Code that builds pages ::
++++++++++

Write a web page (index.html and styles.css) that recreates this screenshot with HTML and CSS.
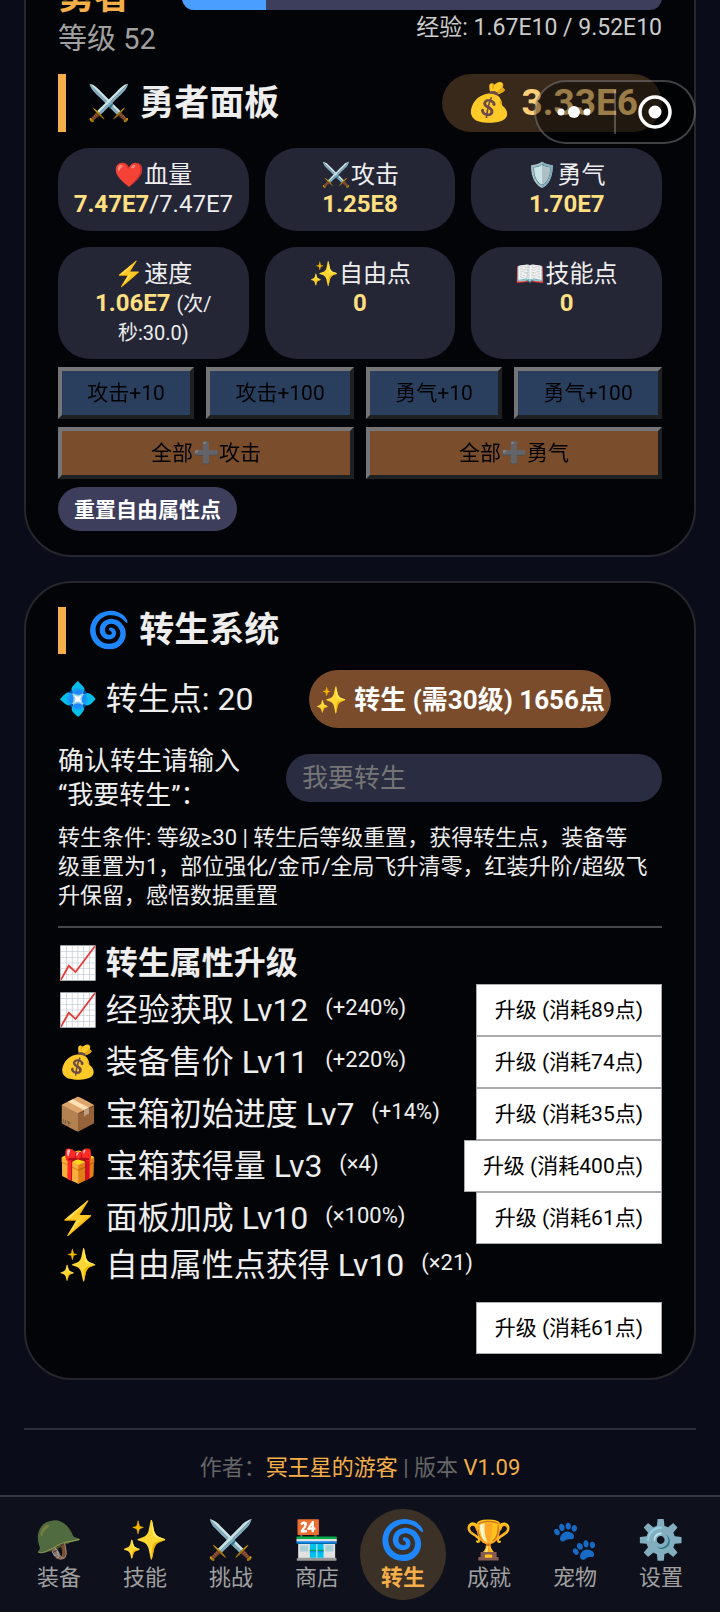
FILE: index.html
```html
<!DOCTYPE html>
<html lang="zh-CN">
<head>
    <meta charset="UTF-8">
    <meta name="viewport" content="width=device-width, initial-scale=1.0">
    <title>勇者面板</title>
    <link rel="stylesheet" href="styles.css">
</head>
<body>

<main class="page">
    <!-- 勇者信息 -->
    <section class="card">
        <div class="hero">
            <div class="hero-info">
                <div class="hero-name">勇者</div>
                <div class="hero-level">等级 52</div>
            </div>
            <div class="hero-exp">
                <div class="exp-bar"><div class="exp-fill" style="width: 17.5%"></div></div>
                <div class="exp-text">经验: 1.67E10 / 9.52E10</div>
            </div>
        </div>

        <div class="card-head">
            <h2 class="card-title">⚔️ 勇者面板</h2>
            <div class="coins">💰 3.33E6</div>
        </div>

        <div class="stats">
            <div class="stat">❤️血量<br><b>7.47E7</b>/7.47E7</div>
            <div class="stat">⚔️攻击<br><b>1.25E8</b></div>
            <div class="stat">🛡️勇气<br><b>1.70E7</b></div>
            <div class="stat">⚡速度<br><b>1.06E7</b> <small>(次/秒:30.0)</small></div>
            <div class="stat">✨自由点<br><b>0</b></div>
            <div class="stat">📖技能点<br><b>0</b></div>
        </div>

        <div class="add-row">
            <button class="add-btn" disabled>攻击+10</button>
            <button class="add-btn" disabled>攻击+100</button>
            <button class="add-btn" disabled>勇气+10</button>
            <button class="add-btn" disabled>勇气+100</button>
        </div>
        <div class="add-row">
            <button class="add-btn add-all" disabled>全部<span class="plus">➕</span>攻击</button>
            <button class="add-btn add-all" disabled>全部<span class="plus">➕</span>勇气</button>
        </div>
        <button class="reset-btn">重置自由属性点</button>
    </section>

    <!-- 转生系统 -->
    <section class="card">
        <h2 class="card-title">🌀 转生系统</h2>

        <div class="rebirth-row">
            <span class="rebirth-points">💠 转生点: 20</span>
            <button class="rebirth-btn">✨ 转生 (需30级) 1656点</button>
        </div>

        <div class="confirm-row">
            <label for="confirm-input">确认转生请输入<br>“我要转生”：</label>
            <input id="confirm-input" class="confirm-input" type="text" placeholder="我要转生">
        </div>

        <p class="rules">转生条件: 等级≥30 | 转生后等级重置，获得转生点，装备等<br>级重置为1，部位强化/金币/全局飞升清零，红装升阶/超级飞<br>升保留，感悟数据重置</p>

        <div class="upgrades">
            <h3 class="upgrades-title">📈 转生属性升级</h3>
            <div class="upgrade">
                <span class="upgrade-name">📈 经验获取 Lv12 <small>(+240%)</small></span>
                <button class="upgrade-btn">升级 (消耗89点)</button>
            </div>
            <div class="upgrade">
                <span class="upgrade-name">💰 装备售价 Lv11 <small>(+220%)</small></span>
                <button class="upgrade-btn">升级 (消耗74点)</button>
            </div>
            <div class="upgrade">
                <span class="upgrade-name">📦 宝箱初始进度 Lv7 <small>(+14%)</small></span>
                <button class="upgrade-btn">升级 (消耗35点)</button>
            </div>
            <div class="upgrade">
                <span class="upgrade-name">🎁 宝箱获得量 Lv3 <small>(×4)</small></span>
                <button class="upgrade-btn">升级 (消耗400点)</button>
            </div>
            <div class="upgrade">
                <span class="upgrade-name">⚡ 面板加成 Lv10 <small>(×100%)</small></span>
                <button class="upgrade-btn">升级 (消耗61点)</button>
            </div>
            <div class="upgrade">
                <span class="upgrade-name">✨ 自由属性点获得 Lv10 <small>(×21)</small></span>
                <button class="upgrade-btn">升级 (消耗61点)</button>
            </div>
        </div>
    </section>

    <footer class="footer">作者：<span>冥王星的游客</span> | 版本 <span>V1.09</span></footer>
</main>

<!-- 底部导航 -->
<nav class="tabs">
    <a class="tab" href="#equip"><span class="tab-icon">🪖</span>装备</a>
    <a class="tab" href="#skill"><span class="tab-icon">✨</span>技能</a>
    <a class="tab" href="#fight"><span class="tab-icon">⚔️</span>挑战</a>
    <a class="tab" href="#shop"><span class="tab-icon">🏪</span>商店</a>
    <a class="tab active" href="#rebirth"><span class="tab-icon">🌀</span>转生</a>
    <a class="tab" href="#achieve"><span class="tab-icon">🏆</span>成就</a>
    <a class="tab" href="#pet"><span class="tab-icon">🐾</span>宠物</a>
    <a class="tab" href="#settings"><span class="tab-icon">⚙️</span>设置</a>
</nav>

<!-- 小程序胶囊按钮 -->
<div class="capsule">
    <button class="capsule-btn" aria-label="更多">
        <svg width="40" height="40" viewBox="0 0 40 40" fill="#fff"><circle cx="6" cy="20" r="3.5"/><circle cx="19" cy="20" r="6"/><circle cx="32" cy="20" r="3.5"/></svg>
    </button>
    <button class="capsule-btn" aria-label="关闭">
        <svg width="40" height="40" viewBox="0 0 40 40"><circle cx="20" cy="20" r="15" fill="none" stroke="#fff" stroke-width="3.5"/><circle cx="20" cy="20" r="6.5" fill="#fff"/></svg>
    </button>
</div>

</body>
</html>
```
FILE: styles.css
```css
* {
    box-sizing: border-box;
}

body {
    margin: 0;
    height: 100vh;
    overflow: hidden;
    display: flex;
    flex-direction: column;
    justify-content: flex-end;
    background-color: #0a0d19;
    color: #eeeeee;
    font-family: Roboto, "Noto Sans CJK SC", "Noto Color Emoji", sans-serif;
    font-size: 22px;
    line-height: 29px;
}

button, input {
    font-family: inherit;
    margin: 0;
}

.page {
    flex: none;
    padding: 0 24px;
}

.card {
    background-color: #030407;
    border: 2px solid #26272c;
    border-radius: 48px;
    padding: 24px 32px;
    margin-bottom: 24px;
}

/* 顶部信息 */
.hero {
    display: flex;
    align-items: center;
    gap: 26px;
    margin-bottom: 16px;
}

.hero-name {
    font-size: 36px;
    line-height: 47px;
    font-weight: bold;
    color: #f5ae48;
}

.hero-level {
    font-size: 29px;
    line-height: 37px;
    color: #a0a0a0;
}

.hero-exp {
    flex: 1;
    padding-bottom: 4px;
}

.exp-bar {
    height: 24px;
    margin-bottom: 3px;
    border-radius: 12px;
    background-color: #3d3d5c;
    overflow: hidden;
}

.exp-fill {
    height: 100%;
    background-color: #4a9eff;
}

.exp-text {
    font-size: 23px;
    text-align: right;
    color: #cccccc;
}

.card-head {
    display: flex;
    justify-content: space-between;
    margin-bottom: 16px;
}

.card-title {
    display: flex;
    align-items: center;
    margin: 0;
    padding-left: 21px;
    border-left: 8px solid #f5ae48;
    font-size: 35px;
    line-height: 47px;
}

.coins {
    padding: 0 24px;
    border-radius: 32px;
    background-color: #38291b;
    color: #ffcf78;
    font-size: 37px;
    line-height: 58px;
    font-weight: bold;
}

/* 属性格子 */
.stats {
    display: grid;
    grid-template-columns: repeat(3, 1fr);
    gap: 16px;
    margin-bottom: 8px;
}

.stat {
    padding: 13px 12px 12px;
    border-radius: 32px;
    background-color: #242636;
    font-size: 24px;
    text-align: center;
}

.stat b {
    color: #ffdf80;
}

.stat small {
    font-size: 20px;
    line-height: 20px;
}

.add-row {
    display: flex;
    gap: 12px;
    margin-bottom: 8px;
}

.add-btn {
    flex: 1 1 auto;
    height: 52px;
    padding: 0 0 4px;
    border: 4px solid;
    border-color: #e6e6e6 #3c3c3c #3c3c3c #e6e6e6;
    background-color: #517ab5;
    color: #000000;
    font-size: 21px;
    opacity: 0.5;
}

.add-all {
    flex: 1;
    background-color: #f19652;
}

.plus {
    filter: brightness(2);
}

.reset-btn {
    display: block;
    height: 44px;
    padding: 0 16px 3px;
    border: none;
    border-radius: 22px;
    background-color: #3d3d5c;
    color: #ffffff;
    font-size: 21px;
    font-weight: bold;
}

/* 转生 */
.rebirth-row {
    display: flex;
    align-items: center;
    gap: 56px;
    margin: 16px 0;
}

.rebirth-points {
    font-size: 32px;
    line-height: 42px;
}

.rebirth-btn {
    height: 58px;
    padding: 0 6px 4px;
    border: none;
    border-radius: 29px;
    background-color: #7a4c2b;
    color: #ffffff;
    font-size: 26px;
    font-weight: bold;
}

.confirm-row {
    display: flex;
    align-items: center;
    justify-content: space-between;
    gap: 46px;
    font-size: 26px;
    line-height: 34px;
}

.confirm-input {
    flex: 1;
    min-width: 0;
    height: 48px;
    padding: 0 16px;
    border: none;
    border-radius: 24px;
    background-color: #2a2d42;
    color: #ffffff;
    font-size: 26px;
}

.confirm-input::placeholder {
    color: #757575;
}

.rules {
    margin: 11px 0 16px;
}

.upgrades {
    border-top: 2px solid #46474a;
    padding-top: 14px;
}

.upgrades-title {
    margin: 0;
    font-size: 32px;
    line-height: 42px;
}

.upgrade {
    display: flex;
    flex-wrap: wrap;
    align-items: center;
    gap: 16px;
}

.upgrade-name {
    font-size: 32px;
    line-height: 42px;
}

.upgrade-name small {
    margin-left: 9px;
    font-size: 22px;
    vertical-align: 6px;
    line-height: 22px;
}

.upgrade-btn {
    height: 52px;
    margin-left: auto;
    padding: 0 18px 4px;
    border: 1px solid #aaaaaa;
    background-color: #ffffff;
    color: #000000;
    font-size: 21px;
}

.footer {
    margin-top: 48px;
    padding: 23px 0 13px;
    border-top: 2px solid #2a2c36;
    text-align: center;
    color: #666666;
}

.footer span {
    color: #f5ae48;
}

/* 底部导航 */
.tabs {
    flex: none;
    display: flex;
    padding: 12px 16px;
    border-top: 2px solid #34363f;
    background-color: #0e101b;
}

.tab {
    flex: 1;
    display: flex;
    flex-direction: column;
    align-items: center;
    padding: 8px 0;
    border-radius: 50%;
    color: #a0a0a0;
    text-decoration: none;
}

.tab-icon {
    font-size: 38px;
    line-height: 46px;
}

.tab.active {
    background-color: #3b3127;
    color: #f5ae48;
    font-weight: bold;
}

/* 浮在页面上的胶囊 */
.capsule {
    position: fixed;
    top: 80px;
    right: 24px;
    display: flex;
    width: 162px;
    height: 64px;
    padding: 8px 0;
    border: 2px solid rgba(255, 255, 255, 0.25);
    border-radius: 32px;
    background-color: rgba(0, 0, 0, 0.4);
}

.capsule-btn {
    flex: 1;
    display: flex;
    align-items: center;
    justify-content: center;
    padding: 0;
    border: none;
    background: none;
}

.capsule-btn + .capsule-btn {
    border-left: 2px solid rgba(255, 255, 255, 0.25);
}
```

++++++++++

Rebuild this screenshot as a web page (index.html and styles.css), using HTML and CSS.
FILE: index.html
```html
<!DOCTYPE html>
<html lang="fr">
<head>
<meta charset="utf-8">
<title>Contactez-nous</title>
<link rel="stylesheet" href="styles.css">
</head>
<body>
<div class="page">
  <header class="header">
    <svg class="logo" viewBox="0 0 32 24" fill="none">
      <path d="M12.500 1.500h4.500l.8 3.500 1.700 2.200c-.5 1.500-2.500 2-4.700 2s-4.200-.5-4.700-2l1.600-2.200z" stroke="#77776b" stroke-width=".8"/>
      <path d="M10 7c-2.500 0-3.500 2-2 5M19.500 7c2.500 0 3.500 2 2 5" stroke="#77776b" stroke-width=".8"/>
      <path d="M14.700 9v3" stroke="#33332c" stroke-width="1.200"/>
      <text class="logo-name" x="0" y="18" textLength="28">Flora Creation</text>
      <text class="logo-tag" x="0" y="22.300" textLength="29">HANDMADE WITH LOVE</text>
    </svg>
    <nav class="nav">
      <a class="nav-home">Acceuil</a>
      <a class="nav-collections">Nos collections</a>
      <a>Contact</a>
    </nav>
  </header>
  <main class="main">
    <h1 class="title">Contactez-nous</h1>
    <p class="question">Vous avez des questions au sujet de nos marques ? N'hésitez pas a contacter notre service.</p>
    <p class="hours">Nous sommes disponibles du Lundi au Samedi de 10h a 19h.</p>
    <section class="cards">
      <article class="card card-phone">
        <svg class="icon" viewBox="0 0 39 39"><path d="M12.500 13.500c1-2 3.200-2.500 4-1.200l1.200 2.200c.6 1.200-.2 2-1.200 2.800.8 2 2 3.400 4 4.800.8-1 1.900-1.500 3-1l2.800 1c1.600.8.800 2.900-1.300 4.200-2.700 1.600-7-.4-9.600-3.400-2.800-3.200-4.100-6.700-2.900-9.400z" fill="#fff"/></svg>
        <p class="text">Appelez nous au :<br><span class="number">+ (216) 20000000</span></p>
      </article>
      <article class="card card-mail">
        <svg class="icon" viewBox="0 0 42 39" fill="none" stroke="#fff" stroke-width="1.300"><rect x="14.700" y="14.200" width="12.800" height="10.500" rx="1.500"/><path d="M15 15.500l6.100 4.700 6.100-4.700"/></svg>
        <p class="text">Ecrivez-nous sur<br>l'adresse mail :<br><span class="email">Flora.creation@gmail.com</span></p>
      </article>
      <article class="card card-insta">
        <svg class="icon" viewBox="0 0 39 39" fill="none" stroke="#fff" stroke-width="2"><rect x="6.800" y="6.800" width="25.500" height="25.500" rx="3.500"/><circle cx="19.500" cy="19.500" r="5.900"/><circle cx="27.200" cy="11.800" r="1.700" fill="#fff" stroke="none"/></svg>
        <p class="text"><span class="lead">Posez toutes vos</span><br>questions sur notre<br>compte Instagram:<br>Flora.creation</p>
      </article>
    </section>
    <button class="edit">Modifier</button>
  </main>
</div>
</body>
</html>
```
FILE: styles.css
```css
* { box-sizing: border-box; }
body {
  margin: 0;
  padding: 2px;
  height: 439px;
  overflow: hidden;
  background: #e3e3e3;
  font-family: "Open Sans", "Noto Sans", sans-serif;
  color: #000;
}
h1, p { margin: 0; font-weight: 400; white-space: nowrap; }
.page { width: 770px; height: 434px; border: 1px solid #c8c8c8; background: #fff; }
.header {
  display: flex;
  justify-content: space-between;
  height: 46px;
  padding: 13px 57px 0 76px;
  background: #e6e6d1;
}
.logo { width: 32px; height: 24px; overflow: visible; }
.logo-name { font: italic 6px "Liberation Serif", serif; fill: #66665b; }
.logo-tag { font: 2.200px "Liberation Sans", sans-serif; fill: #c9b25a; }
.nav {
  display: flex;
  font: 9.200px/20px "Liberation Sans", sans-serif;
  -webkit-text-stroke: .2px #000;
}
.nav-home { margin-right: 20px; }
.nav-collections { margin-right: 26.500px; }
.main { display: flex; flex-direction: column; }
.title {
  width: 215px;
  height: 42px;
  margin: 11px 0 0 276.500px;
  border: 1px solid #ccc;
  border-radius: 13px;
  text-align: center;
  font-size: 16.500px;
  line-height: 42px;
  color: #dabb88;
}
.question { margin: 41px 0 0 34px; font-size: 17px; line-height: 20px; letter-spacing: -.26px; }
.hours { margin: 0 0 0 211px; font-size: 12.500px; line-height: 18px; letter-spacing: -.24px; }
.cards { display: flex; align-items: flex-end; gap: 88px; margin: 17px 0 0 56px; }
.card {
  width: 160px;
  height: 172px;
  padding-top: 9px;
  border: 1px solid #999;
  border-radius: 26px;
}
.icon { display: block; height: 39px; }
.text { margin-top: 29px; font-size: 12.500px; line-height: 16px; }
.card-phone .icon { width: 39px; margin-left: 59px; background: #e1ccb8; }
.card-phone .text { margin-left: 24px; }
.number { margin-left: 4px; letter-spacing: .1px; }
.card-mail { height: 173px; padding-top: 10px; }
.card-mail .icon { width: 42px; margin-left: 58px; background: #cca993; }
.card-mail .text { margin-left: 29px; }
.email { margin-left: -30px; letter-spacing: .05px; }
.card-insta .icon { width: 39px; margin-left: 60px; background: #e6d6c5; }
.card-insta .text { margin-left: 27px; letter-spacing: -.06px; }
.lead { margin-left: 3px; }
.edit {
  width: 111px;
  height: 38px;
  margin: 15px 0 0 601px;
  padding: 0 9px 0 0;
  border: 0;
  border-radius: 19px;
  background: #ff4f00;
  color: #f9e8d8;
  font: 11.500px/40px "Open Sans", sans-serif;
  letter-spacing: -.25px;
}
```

++++++++++

Written exercise :: Go over the records above and tally each line that includes "index". Give the total by itself.

Task output :: 4